If you copy-paste text from text editor with Unix/Mac EOLs (e.g. Notepad++ supports this) the GO is interpreted as being on the same line as the last TSQL statement (yet on the screen you can see newlines normally). Converting EOLs to Windows (CRLF) in the text editor fixed the problem. Very tricky though.

1 Comment

I just had the same problem after copying a procedure creation script from a .sql file... thanks fot the explanatio, it was driving me crazy!
1

Error for this sql

ALTER PROCEDURE My_Procedure
    (@Company varchar(50))  
AS  
    SELECT PRD_DATE 
    FROM WM_PROPERTY_DATES 
    WITH (NOLOCK) 
    WHERE PRD_COMPANY = @Company GO

is

Msg 102, Level 15, State 1, Procedure My_Procedure, Line 7
Incorrect syntax near 'GO'.

note the Line 7, original question has Line 1.

If I put the GO on its own line SQL works fine.

Given that your error message says Line 1, it would appear that for some reason there isnt a correct CR/LF happening in your sql.

Comments

0

You can certainly have GO at the end of your batch. I see nothing wrong with this code per se. Put a semicolon after @Company.

1 Comment

Thanks, adding a semi-colon has no impact, same error message results. Its definitely a funny little problem.
0

I tried this SQL on my 2008 server by creating a table WM_PROPERTY_DATES and adding 2 columns, PRD_DATE and PRD_COMPANY.

Work just fine and creates the proc. Maybe you can try putting your code in a BEGIN...END block and see if the issue persists.

Raj

Comments

0

You said

Now, this is the last statement of a batch, maybe the last statement should not have a GO ?

This implies that these lines are all part of the same batch submitted to SQL. The thing is, a CREATE PROCEDURE (or CREATE FUNCTION or CREATE VIEW) statement must be the first statement in the batch. So, put a "GO" line in front of that CREATE statement, and see what happens.

Philip

1 Comment

SQL Management studio replies with: "A fatal scripting error occurred. Incorrect syntax was encountered while parsing GO."
0

In my case I had copied part of the code from a webpage and it seems that saved the page with different encoding, I tried SaveAs from SMS with different encoding, but didn't work.

To fix my issue I copy the code into NodePad, then save it in ANSI format and re-open the query

Comments

-1

No serious company could possibly pretend to add GO after each statement. Perhaps after each batch.

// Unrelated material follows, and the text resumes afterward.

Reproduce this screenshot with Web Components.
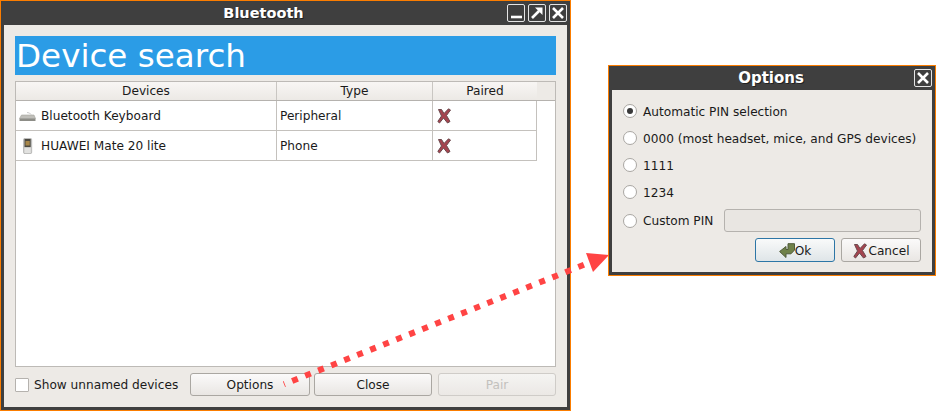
<!DOCTYPE html>
<html>
<head>
<meta charset="utf-8">
<title>Bluetooth</title>
<style>
    html, body { margin: 0; height: 411px; background: #fff; overflow: hidden; }
    body { font-family: "DejaVu Sans", sans-serif; font-size: 12.15px; color: #1a1a1a; position: relative; }
    #arrow { position: absolute; left: 0; top: 0; z-index: 5; }
    #main { position: absolute; left: 0; top: 0; width: 571px; height: 411px; --title-size: 14.5px; }
    #options { position: absolute; left: 608px; top: 65px; width: 328px; height: 211px; --title-size: 15px; }
</style>
</head>
<body>

<template id="window-template">
    <style>
        :host { display: block; box-sizing: border-box; border: 1px solid #fb7d00; background: #3f3f3f; }
        .frame { display: flex; flex-direction: column; height: 100%; box-sizing: border-box; padding: 0 3px 3px 3px; }
        .title { height: 24px; flex: none; display: flex; align-items: center; padding-left: 16px; }
        .name { flex: 1; text-align: center; color: #fff; font-weight: bold; font-size: var(--title-size); text-shadow: 1px 1px 0 #222; }
        .buttons { display: flex; gap: 3px; }
        .body { flex: 1; min-height: 0; background: #edeae6; }
    </style>
    <div class="frame">
        <div class="title">
            <div class="name"></div>
            <div class="buttons"><slot name="buttons"></slot></div>
        </div>
        <div class="body"><slot></slot></div>
    </div>
</template>

<template id="title-button-template">
    <style>
        :host { display: block; width: 18px; height: 18px; box-sizing: border-box; border: 1px solid #e4e4e4; border-radius: 2px; }
        svg { display: block; }
    </style>
    <svg width="16" height="16" viewBox="0 0 16 16" fill="none" stroke="#fff" stroke-width="2.6"></svg>
</template>

<template id="button-template">
    <style>
        :host { display: block; }
        button {
            display: flex; align-items: center; justify-content: center; width: 100%; height: 100%;
            box-sizing: border-box; padding: var(--button-pad, 0) 0 0 0; margin: 0; font: inherit; color: #1a1a1a;
            border: 1px solid #aaa7a2; border-radius: 3px;
            background: linear-gradient(#fbfafa, #e9e6e3);
        }
        :host([disabled]) button { color: #c3c1bd; border-color: #cfccc8; background: linear-gradient(#f5f4f2, #ebe8e5); }
        :host([default]) button { border-color: #2d76a6; background: linear-gradient(#f9fafa, #dfe5e8); }
    </style>
    <button type="button"><slot name="icon"></slot><slot></slot></button>
</template>

<template id="radio-template">
    <style>
        :host { display: flex; align-items: center; gap: 6px; height: 14px; white-space: nowrap; }
        .dot {
            width: 14px; height: 14px; box-sizing: border-box; border-radius: 50%; flex: none;
            border: 1px solid #a9a6a2; background: #fff; display: flex; align-items: center; justify-content: center;
        }
        :host([checked]) .dot::after { content: ""; width: 6px; height: 6px; border-radius: 50%; background: #3a3a3a; }
        .text { padding-top: 1px; }
    </style>
    <span class="dot"></span><span class="text"><slot></slot></span>
</template>

<template id="check-template">
    <style>
        :host { display: flex; align-items: center; gap: 5px; white-space: nowrap; }
        .box { width: 14px; height: 14px; box-sizing: border-box; border: 1px solid #b5b2ae; background: #fff; border-radius: 1px; }
    </style>
    <span class="box"></span><span><slot></slot></span>
</template>

<template id="device-table-template">
    <style>
        :host { display: block; box-sizing: border-box; border: 1px solid #bdbab6; background: #fff; }
        .head { display: flex; height: 19px; box-sizing: border-box; background: #edeae6; border-bottom: 1px solid #b5b2ae; }
        .head div { box-sizing: border-box; text-align: center; line-height: 18px; border-right: 1px solid #c9c6c2; background: linear-gradient(#f8f6f4, #ece9e5); }
        .head .c3 { border-right: none; }
        .c1 { width: 261px; }
        .c2 { width: 156px; }
        .c3 { width: 104px; }
    </style>
    <div class="head">
        <div class="c1">Devices</div>
        <div class="c2">Type</div>
        <div class="c3">Paired</div>
    </div>
    <slot></slot>
</template>

<template id="device-row-template">
    <style>
        :host { display: flex; width: 521px; height: 30px; box-sizing: border-box; border-bottom: 1px solid #c4c1bd; border-right: 1px solid #c4c1bd; }
        .cell { display: flex; align-items: center; box-sizing: border-box; border-right: 1px solid #c4c1bd; }
        .name { width: 261px; padding-left: 3px; gap: 5px; }
        .type { width: 156px; padding-left: 3px; }
        .paired { flex: 1; border-right: none; padding-left: 3px; }
        svg { display: block; flex: none; }
    </style>
    <div class="cell name"><slot name="icon"></slot><span class="label"></span></div>
    <div class="cell type"></div>
    <div class="cell paired">
        <svg width="16" height="16" viewBox="0 0 16 16">
            <path d="M2.5 1.5 L5.5 1.5 L8 5.5 L12.5 .8 L14.5 2 L10.5 7.5 L14 13.5 L11.5 15 L7.5 10 L3.5 15 L1.8 13.5 L5.5 8 Z" fill="#a5444f" stroke="#6b4a4e" stroke-width="1"/>
        </svg>
    </div>
</template>

<script>
    function shadowFrom(el, id) {
        const shadow = el.attachShadow({ mode: "open" });
        shadow.append(document.getElementById(id).content.cloneNode(true));
        return shadow;
    }

    class AppWindow extends HTMLElement {
        constructor() {
            super();
            shadowFrom(this, "window-template");
        }

        connectedCallback() {
            this.shadowRoot.querySelector(".name").textContent = this.getAttribute("name");
        }
    }

    const titleIcons = {
        min: `<path d="M3 12 H14"/>`,
        max: `<path d="M3 13 L10 6"/><path d="M6 2.5 H13.5 V10 Z" fill="#fff" stroke="none"/>`,
        close: `<path d="M3 3 L13 13 M13 3 L3 13"/>`,
    };

    class TitleButton extends HTMLElement {
        constructor() {
            super();
            shadowFrom(this, "title-button-template");
        }

        connectedCallback() {
            this.shadowRoot.querySelector("svg").innerHTML = titleIcons[this.getAttribute("icon")];
        }
    }

    class PushButton extends HTMLElement {
        constructor() {
            super();
            shadowFrom(this, "button-template");
        }
    }

    class RadioOption extends HTMLElement {
        constructor() {
            super();
            shadowFrom(this, "radio-template");
        }
    }

    class CheckOption extends HTMLElement {
        constructor() {
            super();
            shadowFrom(this, "check-template");
        }
    }

    class DeviceTable extends HTMLElement {
        constructor() {
            super();
            shadowFrom(this, "device-table-template");
        }
    }

    class DeviceRow extends HTMLElement {
        constructor() {
            super();
            shadowFrom(this, "device-row-template");
        }

        connectedCallback() {
            this.shadowRoot.querySelector(".label").textContent = this.getAttribute("label");
            this.shadowRoot.querySelector(".type").textContent = this.getAttribute("type");
        }
    }

    class BluetoothPanel extends HTMLElement {
        constructor() {
            super();
            const shadow = this.attachShadow({ mode: "open" });
            shadow.innerHTML = `
                <style>
                    :host { display: flex; flex-direction: column; height: 100%; box-sizing: border-box; padding: 11px 11px 11px 11px; }
                    .banner { height: 39px; flex: none; background: #2b9ce6; color: #fff; font-size: 32.6px; line-height: 40px; padding-left: 1px; margin-bottom: 6px; }
                    device-table { flex: 1; min-height: 0; }
                    .bottom { display: flex; align-items: center; height: 23px; margin-top: 6px; }
                    check-option { width: 175px; }
                    push-button { height: 23px; }
                    .options { width: 120px; margin-right: 4px; }
                    .close { width: 118px; margin-right: 6px; }
                    .pair { width: 118px; }
                </style>
                <div class="banner">Device search</div>
                <device-table><slot></slot></device-table>
                <div class="bottom">
                    <check-option>Show unnamed devices</check-option>
                    <push-button class="options">Options</push-button>
                    <push-button class="close">Close</push-button>
                    <push-button class="pair" disabled>Pair</push-button>
                </div>`;
        }
    }

    class OptionsPanel extends HTMLElement {
        constructor() {
            super();
            const shadow = this.attachShadow({ mode: "open" });
            shadow.innerHTML = `
                <style>
                    :host { display: flex; flex-direction: column; height: 100%; box-sizing: border-box; padding: 14px 11px 0 11px; }
                    radio-option { margin-bottom: 13px; }
                    .custom { display: flex; align-items: center; gap: 11px; margin-top: -3px; }
                    .custom radio-option { margin: 0; }
                    .pin { width: 197px; height: 23px; box-sizing: border-box; border: 1px solid #b5b2ae; border-radius: 3px; background: #e9e6e2; }
                    .actions { display: flex; justify-content: flex-end; gap: 6px; margin-top: 6px; }
                    push-button { height: 24px; --button-pad: 1px; }
                    .ok { width: 80px; }
                    .cancel { width: 80px; }
                    svg { display: block; }
                </style>
                <radio-option checked>Automatic PIN selection</radio-option>
                <radio-option>0000 (most headset, mice, and GPS devices)</radio-option>
                <radio-option>1111</radio-option>
                <radio-option>1234</radio-option>
                <div class="custom">
                    <radio-option>Custom PIN</radio-option>
                    <div class="pin"></div>
                </div>
                <div class="actions">
                    <push-button class="ok" default>
                        <svg slot="icon" width="16" height="16" viewBox="0 0 16 16"><path d="M0.6 8.5 L7 3.5 V6.5 H9 V0.7 H15.5 V7 L12 10.8 H7 V14.5 Z" fill="#6f8149" stroke="#4f5a3a" stroke-width="1"/></svg>Ok
                    </push-button>
                    <push-button class="cancel">
                        <svg slot="icon" width="16" height="16" viewBox="0 0 16 16"><path d="M2.5 1.5 L5.5 1.5 L8 5.5 L12.5 .8 L14.5 2 L10.5 7.5 L14 13.5 L11.5 15 L7.5 10 L3.5 15 L1.8 13.5 L5.5 8 Z" fill="#a5444f" stroke="#6b4a4e" stroke-width="1"/></svg>Cancel
                    </push-button>
                </div>`;
        }
    }

    customElements.define("app-window", AppWindow);
    customElements.define("title-button", TitleButton);
    customElements.define("push-button", PushButton);
    customElements.define("radio-option", RadioOption);
    customElements.define("check-option", CheckOption);
    customElements.define("device-table", DeviceTable);
    customElements.define("device-row", DeviceRow);
    customElements.define("bluetooth-panel", BluetoothPanel);
    customElements.define("options-panel", OptionsPanel);
</script>

<app-window id="main" name="Bluetooth">
    <title-button slot="buttons" icon="min"></title-button>
    <title-button slot="buttons" icon="max"></title-button>
    <title-button slot="buttons" icon="close"></title-button>
    <bluetooth-panel>
        <device-row label="Bluetooth Keyboard" type="Peripheral">
            <svg slot="icon" width="17" height="16" viewBox="0 0 17 16">
                <path d="M8 4.5 Q11 4.5 12 6.5" fill="none" stroke="#c9c9c9"/>
                <path d="M2.5 7 H15 L16.5 10.5 H0.5 Z" fill="#c0bfba" stroke="#a5a5a0" stroke-width=".6"/>
                <path d="M0.5 10.5 H16.5 V13 H0.5 Z" fill="#8d8d87"/>
            </svg>
        </device-row>
        <device-row label="HUAWEI Mate 20 lite" type="Phone">
            <svg slot="icon" width="17" height="16" viewBox="0 0 17 16">
                <rect x="4.5" y="0.3" width="8.2" height="15.4" rx="1.5" fill="#c9c9c7" stroke="#a5a5a3" stroke-width=".6"/>
                <rect x="5.5" y="1" width="6.2" height="8" fill="#4c4a42"/>
                <rect x="6.5" y="3" width="4.2" height="4.5" fill="#a8874a"/>
                <rect x="5.5" y="10" width="6.2" height="5" fill="#e2e2e0"/>
            </svg>
        </device-row>
    </bluetooth-panel>
</app-window>

<app-window id="options" name="Options">
    <title-button slot="buttons" icon="close"></title-button>
    <options-panel></options-panel>
</app-window>

<svg id="arrow" width="937" height="411" viewBox="0 0 937 411">
    <path d="M284 384.2 L592 261.6" fill="none" stroke="#ff4444" stroke-width="6" stroke-dasharray="6 8" stroke-dashoffset="5.2"/>
    <path d="M609 255 L586 253 L593 272 Z" fill="#ff4444"/>
</svg>

</body>
</html>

GO is not a Transact-SQL statement. Is a delimiter understood by tools like ISQLW (aka. Query analizer), osql, sqlcmd and SSMS (Management Studio). These tools split the SQL file into batches, delimited by GO (or whatever is the 'batch delimiter' set, to to be accurate, but is usually GO) and then send to the server one batch at a time. The server never sees the GO, and if it would see it then it would report an error 102, incorrect syntax, as you already seen.

6 Comments

And, you should have said 'contend' not 'pretend', surely. I'm fairly sure we don't 'pretend' to add GO after each statement.
Bitchy sometimes helps ;) If you find that the LAST DDL has a problem with the GO the likely problem is that it does not have a CR/LF after it: the file ends with GO<EOF>, not with GO\r\n<EOF>. Some tools have problem with that.
Cheers bud, in this example, I'm running the SQL directly in SQL Management Studio (2005). Either adding an explicit carriage return or not having a carriage return - has no impact on the problem. Replace the table I have used, with any table, its a reproducible issue.
Perhaps is a CR only in your file, not a CR/LF: connect.microsoft.com/SQLServer/feedback/…
Hi Remus, I'm not using a file, I'm using the offical, SQL Management Studio tool, and there is definetly a carriage return.